On Friday, health care providers from around eastern Iowa and western Illinois attended a day-long series of presentations and workshops focused on issues surrounding diabetes and obesity. Sponsored by Continuing Medical Education (CME) and the Division of Endocrinology and Metabolism, the revival of this conference found an audience of nearly 90 primary care providers, nurse practitioners, certified diabetes educators, and others who were eager to hear about the latest in diabetes research, new technologies, and current guidelines and practices in weight and disease management.
Each presentation approached this pressing area from a different direction. Conference Course Director and Professor of Endocrinology and Metabolism Dr. Robert Spanheimer began the day with a summary of facts and trends related to obesity in the United States today including effects of certain interventions. Dr. Greg Doelle, Clinical Professor of Endocrinology and Metabolism, presented new concepts in treatment. ARNP and Diabetes Education Course Director Rhonda Fruhling provided detailed examinations of technological advancements such as real-time glucose meters that transmit feedback to an individual and his or her provider, offering them both a wealth of data for making pharmacological and nutritional decisions. Division Director and Department of Internal Medicine Chair Dr. Dale Abel presented a review of the impressive scope of cutting-edge research and discoveries being made within the Fraternal Order of Eagles Diabetes Research Center at the University of Iowa.
The midday break for lunch split the attendees into five guided workshop groups in which they discussed issues ranging from bariatric surgery to patient compliance.
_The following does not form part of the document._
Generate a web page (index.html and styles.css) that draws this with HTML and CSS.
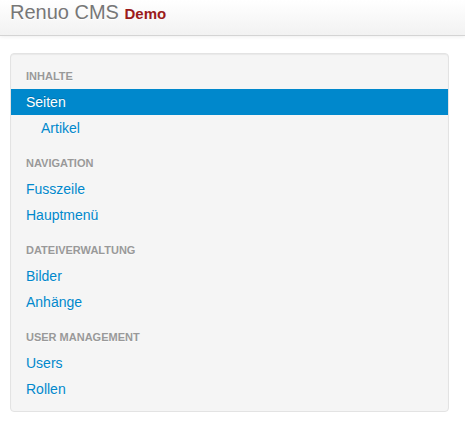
FILE: index.html
```html
<!DOCTYPE html>
<html lang="de">
<head>
<meta charset="utf-8">
<title>Renuo CMS</title>
<link rel="stylesheet" href="styles.css">
</head>
<body>
<div class="navbar">
  <a class="brand" href="#">Renuo CMS <span class="brand-demo">Demo</span></a>
</div>
<div class="container">
  <div class="well">
    <ul class="nav-list">
      <li class="nav-header">Inhalte</li>
      <li class="active"><a href="#">Seiten</a></li>
      <li>
        <ul class="nav-sub">
          <li><a href="#">Artikel</a></li>
        </ul>
      </li>
      <li class="nav-header spaced">Navigation</li>
      <li><a href="#">Fusszeile</a></li>
      <li><a href="#">Hauptmenü</a></li>
      <li class="nav-header spaced">Dateiverwaltung</li>
      <li><a href="#">Bilder</a></li>
      <li><a href="#">Anhänge</a></li>
      <li class="nav-header spaced">User Management</li>
      <li><a href="#">Users</a></li>
      <li><a href="#">Rollen</a></li>
    </ul>
  </div>
</div>
</body>
</html>
```
FILE: styles.css
```css
html, body {
  margin: 0;
  padding: 0;
  background: #ffffff;
  font-family: "Liberation Sans", Arial, Helvetica, sans-serif;
  font-size: 14px;
  line-height: 20px;
  color: #333333;
}
.navbar {
  height: 35px;
  box-sizing: content-box;
  background-image: linear-gradient(to bottom, #ffffff, #f2f2f2);
  border-bottom: 1px solid #d4d4d4;
  box-shadow: 0 1px 4px rgba(0, 0, 0, 0.065);
  padding: 0 10px;
}
.brand {
  display: inline-block;
  padding-top: 2px;
  font-size: 20px;
  line-height: 20px;
  color: #777777;
  text-decoration: none;
  text-shadow: 0 1px 0 #ffffff;
}
.brand-demo {
  font-size: 15px;
  font-weight: bold;
  color: #9b1b1b;
  text-shadow: none;
}
.container {
  padding: 17px 16px 0 10px;
}
.well {
  background: #f5f5f5;
  border: 1px solid #e3e3e3;
  border-radius: 4px;
  box-shadow: inset 0 1px 1px rgba(0, 0, 0, 0.05);
  padding: 9px 0;
}
.nav-list, .nav-sub {
  list-style: none;
  margin: 0;
  padding: 0;
}
.nav-sub {
  padding-left: 15px;
}
.nav-header {
  padding: 3px 15px;
  font-size: 11px;
  font-weight: bold;
  line-height: 20px;
  color: #999999;
  text-transform: uppercase;
  text-shadow: 0 1px 0 rgba(255, 255, 255, 0.5);
}
.nav-header.spaced {
  margin-top: 9px;
}
.nav-list a {
  display: block;
  padding: 3px 15px;
  color: #0088cc;
  text-decoration: none;
  text-shadow: 0 1px 0 rgba(255, 255, 255, 0.5);
}
.nav-list .active > a {
  background: #0088cc;
  color: #ffffff;
  text-shadow: 0 -1px 0 rgba(0, 0, 0, 0.2);
}
```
Afterward, the groups reconvened to briefly share what they covered and learned. The rest of the afternoon went quickly. Dr. William Sivitz, Professor of Endocrinology and Metabolism, addressed management of medication for diabetes mellitus patients. Dr. Vanessa Curtis, Clinical Assistant Professor of Pediatrics, presented startling statistics but also practical advice on childhood obesity. And Dr. Peter Nau, Clinical Assistant Professor of Surgery, closed out the day with an in-depth look at the varying types of bariatric surgeries available, as well as their benefits, drawbacks, and requirements.
Attendees at this “inaugural” conference were pleased by the range of topics, as well as the wealth of information and practical approaches to better help their own patients. They particularly appreciated the midday breakout sessions and the chance to interact with their fellow practitioners. Many were already discussing topics they would like to see addressed next year. Congratulations to Dr. Spanheimer and all of the Division and CME staff for organizing such a successful event.